▸ **Instruction**:
Keep only the lines that hold the string "this", filtering out the rest of the entries below.

▸ **Source records**:
========================================================================

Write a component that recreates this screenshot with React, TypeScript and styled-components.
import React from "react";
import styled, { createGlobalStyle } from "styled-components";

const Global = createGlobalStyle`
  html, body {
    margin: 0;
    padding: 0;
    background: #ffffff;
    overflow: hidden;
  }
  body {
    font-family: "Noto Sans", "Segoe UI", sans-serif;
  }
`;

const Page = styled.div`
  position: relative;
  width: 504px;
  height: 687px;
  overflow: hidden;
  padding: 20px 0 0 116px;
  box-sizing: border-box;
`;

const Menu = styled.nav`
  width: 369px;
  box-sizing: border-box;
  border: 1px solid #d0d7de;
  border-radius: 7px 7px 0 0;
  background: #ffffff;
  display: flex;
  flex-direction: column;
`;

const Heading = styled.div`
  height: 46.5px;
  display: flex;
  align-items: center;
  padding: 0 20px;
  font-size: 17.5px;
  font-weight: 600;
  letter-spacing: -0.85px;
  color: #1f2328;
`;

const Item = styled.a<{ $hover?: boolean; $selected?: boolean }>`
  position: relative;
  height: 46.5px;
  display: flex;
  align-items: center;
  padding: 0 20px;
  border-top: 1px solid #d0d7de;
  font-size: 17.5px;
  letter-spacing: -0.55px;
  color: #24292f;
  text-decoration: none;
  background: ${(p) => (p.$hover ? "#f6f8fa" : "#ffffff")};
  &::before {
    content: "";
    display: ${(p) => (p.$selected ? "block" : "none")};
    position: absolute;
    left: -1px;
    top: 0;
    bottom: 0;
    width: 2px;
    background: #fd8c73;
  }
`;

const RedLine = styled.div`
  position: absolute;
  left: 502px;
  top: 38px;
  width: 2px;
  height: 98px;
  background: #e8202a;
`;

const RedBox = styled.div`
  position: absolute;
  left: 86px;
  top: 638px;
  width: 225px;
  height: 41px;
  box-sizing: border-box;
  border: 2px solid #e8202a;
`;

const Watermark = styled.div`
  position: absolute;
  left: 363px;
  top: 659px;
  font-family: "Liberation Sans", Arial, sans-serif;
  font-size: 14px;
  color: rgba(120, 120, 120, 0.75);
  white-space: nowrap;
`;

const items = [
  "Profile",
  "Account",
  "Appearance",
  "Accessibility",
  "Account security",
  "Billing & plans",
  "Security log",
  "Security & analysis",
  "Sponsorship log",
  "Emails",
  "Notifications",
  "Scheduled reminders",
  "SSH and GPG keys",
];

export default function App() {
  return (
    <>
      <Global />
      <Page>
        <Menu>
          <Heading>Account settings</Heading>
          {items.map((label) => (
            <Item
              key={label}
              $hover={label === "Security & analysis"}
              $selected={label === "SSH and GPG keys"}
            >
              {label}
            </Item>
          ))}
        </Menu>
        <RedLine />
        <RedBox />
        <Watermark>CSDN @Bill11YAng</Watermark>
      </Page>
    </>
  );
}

========================================================================

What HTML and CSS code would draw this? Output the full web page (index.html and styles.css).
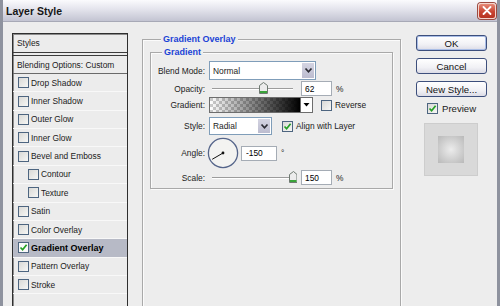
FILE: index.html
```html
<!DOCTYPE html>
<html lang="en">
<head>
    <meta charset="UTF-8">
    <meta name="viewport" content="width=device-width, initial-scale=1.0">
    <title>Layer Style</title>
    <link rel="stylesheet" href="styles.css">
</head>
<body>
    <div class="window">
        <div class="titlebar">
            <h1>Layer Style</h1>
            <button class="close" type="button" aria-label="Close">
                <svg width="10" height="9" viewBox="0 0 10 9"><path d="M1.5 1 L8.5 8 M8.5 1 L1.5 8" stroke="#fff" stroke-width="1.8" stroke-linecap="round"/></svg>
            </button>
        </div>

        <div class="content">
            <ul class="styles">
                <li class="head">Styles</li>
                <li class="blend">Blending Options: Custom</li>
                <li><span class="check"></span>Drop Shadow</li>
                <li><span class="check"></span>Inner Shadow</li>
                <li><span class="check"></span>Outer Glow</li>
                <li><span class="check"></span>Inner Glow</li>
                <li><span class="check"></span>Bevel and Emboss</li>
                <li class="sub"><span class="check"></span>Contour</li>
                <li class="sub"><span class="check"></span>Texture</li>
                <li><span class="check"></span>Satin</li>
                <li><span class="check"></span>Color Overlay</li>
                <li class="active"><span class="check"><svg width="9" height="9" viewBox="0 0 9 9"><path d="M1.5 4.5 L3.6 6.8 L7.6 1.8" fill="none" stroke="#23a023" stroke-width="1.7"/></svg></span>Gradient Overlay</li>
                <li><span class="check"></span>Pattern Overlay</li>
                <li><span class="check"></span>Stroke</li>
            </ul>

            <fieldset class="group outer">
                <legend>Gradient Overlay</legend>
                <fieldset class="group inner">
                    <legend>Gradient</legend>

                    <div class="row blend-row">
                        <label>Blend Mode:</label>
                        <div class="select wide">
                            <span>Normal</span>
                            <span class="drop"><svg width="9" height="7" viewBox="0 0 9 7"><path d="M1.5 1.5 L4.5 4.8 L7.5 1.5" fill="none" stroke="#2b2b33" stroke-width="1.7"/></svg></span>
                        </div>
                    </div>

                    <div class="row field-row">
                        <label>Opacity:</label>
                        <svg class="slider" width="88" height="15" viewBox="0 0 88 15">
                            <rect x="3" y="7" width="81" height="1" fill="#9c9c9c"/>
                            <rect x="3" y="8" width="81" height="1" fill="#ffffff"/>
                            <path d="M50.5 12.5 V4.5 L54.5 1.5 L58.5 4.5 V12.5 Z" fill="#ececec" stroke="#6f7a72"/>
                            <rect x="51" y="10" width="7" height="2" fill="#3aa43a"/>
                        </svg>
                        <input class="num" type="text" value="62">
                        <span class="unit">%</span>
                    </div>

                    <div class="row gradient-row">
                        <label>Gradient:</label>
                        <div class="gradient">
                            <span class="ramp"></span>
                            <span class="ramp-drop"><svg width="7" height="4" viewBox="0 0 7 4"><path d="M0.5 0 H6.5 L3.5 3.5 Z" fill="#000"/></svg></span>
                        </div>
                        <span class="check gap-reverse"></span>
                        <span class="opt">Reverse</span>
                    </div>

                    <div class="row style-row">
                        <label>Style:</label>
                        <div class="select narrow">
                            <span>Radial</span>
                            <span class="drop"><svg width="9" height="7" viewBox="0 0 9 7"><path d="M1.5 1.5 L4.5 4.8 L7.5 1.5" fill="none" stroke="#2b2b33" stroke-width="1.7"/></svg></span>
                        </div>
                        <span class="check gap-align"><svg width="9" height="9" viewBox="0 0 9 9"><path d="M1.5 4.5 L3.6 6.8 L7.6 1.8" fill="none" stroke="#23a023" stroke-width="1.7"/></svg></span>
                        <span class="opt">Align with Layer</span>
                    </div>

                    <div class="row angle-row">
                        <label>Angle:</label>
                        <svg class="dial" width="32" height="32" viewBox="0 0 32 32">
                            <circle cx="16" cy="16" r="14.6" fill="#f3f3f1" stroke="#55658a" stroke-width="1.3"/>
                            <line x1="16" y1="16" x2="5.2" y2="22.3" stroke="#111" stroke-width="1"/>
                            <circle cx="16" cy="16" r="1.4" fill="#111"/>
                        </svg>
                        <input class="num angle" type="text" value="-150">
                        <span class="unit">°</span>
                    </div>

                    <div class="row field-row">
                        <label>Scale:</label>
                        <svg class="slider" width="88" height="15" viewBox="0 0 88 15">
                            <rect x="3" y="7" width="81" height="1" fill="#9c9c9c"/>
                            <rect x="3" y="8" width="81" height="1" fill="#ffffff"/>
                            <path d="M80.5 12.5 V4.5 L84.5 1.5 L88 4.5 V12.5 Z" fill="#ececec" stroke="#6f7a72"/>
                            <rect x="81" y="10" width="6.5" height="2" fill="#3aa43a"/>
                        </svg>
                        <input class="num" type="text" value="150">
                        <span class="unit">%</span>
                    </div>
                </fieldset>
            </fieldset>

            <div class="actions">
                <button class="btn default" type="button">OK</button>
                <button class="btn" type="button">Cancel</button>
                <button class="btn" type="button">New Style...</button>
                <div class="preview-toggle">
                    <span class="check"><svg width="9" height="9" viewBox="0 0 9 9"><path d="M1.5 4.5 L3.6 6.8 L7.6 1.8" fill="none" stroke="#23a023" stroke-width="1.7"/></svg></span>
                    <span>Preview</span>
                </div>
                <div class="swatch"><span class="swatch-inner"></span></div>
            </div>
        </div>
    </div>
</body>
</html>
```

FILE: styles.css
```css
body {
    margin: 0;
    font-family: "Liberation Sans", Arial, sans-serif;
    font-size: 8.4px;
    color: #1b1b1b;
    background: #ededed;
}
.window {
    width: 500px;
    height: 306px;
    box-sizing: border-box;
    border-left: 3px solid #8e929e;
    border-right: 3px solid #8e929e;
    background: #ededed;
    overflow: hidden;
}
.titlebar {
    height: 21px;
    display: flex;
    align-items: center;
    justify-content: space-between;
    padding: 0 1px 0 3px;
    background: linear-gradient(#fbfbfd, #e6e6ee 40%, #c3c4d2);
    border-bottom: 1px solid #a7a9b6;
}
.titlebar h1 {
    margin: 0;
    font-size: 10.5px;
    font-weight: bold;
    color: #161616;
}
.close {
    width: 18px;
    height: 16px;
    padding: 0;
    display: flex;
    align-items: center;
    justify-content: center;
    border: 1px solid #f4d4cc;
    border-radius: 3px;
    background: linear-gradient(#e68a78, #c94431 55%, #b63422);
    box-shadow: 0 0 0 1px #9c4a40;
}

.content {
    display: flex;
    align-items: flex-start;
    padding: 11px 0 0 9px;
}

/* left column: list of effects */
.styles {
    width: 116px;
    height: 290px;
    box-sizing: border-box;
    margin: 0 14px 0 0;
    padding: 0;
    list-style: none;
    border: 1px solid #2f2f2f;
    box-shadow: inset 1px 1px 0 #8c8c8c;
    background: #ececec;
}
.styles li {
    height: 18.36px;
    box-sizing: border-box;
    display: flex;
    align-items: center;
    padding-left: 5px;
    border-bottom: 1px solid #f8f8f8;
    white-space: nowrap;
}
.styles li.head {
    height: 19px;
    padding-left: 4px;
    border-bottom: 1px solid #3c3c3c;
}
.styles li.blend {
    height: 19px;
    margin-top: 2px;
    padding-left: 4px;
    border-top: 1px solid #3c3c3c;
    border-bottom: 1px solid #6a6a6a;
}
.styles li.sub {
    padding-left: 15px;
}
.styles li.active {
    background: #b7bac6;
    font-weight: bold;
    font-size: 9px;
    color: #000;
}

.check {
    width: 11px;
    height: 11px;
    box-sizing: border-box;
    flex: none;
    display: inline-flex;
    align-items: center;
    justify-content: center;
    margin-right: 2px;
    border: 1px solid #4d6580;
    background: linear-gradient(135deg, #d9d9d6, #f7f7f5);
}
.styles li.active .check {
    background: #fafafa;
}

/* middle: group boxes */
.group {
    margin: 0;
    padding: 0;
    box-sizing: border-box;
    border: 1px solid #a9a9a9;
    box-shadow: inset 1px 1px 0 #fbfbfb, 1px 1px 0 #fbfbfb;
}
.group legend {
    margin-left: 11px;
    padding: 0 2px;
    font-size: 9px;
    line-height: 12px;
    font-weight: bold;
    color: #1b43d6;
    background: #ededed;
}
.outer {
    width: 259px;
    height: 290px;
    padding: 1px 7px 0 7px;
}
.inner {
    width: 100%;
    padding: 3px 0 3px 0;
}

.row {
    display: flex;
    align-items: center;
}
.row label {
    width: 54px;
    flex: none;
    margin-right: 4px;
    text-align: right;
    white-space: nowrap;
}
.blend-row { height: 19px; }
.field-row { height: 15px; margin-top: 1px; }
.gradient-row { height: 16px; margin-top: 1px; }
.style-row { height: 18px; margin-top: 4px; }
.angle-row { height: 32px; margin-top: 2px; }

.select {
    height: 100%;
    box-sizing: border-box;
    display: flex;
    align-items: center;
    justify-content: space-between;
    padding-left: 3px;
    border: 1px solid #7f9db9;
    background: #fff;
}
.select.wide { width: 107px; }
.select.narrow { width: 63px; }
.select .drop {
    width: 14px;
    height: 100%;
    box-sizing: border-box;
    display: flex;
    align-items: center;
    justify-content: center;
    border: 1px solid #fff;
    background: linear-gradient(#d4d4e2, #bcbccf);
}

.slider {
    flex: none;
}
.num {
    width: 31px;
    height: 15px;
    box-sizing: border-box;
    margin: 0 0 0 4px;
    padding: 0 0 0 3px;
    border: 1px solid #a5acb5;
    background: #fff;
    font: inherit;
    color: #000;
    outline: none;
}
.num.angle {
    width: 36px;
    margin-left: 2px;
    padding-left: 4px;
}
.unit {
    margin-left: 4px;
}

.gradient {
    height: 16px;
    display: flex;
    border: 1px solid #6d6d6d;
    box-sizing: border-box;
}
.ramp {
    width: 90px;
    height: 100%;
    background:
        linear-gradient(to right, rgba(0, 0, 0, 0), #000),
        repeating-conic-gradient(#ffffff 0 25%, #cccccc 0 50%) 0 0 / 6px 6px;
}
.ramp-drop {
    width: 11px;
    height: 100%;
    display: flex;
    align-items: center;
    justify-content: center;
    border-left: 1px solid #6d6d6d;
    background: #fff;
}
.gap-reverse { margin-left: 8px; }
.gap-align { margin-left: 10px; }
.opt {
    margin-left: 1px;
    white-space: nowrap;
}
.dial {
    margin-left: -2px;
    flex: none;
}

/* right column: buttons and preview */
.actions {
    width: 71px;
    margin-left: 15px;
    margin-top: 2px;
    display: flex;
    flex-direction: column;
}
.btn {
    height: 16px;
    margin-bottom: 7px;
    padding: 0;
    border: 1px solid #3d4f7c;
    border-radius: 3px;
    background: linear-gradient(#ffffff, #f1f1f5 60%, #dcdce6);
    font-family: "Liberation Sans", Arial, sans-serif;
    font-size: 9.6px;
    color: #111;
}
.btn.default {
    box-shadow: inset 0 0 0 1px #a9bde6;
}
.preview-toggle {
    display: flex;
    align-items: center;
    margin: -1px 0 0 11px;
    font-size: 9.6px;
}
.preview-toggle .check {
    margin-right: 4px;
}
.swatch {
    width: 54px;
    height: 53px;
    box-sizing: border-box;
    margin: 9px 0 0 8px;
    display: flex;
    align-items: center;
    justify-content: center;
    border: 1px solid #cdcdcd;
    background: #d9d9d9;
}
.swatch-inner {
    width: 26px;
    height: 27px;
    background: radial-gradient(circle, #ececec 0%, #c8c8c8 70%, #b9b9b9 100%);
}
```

========================================================================

▸ **The completed task**:
Write a component that recreates this screenshot with React, TypeScript and styled-components.
What HTML and CSS code would draw this? Output the full web page (index.html and styles.css).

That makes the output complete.